*コンフォルト192号より抜粋・一部改変 取材・文・写真/室脇崇宏 Takahiro Murowaki(フジエテキスタイルクリエイティブディレクター) コーディネート・写真(*)/北原孝一 Koichi Kitahara(建築資料研究社出版部) 協力/イタリア大使館貿易促進部、Proposte srl
カーテンや家具のテキスタイルの展示会「プロポステ」が、4月18日から3日間、イタリア、コモ湖畔の町、チェルノビオで開催された。会場は18世紀に建てられたヴィラ・エルバの庭園の一画にあるコンベンションセンターで、今年は1993年の初開催から数えて30回目の節目にあたる。
インテリアテキスタイルにおいて私が「サステナブル」という観点を本格的に意識したのは、天然繊維に難燃性を付加することができ、生分解が可能であると打ち出したイタリアの技術「COEX」が登場した2014年である。
それから「サステナブル」の技術は少しずつ歩みを進め、2019年から20年初頭には、かなり多くのmill(工場、機屋)がリサイクルポリエステルを中心とする製品を発表し始めた。しかし、インテリアの分野に求められる機能性と意匠性を両立させることは容易ではなかった。ポリエステルを中心としたリサイクル糸の種類は少なく、難燃性のあるリサイクル糸となると圧倒的に糸種が限られるからだ。
今後はさまざまなリサイクル糸の開発がキーになっていくだろうと考えて臨んだ今年のプロポステでは、意匠性の幅が明らかに広がっていた。以前は素材の選択肢が少なかったが、価格の問題は残るにせよ、かなりの範囲でデザインの意図が実現できるようになってきた印象だ。
展示会全体のプロダクトを見て強く感じたのは、「サステナブルなテキスタイルは何か」と考えたときの解釈の広がりである。
ウールやコットン、カナパ(ヘンプ)など天然素材の再評価、化学繊維の特性の見直しと再解釈も行われていた。たとえば染色をしないブリティッシュウール100パーセントのテキスタイル。豊かな質感もさることながら、あえて染色工程を省いて二酸化炭素の排出を削減し、羊が持つ自然な色のミックス感を楽しむなど、アースカラーがトレンドになる動きにつながるように感じた。
ポリエステルで印象的だったのは、Vanelli社のクリエイティブディレクターで、ヘルシンキにあるアールト大学の教授であるマーリット・サロライネンとのちょっとした会話だった。彼女は新作を「カチオンを使ったサステナブルなテキスタイルです」と説明した。海外の工場ではあまり見かけないカチオンポリエステルだが、そのなかの常圧可染カチオンは、95〜100度の低温で染められる。そのため二酸化炭素排出量を削減できるという。

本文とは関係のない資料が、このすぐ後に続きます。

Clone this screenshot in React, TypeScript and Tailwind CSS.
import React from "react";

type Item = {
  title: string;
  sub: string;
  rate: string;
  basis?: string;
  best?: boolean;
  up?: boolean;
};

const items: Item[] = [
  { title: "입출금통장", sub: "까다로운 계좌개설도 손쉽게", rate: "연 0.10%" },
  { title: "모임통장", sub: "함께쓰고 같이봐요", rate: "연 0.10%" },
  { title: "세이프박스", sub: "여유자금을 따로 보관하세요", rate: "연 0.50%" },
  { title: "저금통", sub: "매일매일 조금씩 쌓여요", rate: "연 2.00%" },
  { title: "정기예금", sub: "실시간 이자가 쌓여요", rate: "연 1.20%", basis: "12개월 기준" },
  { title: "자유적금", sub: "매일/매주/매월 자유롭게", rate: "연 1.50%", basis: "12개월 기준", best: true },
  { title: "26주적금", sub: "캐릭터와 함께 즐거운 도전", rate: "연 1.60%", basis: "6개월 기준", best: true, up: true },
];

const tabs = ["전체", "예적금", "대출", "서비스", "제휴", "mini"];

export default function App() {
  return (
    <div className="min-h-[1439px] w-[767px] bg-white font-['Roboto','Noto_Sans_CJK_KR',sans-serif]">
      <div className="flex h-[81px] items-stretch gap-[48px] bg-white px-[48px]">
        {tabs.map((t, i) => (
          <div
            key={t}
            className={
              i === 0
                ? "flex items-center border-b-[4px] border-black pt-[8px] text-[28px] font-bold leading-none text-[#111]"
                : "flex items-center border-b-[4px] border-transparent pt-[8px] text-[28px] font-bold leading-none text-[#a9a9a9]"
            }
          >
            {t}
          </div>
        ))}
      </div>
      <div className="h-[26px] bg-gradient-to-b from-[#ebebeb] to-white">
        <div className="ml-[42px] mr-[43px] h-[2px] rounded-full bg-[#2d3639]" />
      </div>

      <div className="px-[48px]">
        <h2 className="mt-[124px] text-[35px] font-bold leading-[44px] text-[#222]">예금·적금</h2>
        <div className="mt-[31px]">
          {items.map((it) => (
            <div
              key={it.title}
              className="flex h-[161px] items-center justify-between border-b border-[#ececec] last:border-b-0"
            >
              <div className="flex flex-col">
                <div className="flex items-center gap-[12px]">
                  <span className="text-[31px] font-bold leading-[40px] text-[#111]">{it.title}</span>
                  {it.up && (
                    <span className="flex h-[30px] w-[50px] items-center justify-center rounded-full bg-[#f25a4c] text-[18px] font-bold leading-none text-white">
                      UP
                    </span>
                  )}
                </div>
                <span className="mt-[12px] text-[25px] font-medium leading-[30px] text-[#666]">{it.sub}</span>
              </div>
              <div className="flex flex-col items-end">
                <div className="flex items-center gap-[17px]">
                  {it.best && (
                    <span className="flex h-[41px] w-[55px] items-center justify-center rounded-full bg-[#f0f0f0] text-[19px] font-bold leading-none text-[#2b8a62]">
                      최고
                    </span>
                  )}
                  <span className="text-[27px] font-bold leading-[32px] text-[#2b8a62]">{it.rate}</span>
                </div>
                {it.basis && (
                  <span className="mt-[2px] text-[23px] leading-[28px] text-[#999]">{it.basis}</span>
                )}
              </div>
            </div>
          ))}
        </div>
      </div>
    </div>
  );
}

もともと、通常のポリエステルと交織し、温度差を利用して先染めのような色のミックス感ある仕上がりを表現するのに使用されるカチオンポリエステルが、サステナブルの価値観に組み込まれることに驚いた。
じつはこの素材を使ったものづくりは、日本が最も得意とする分野である。このような視点を持つことで、高いクオリティーのサステナブルテキスタイルをつくれる可能性は十二分にある。日本と海外の今後の展開を注目していきたい。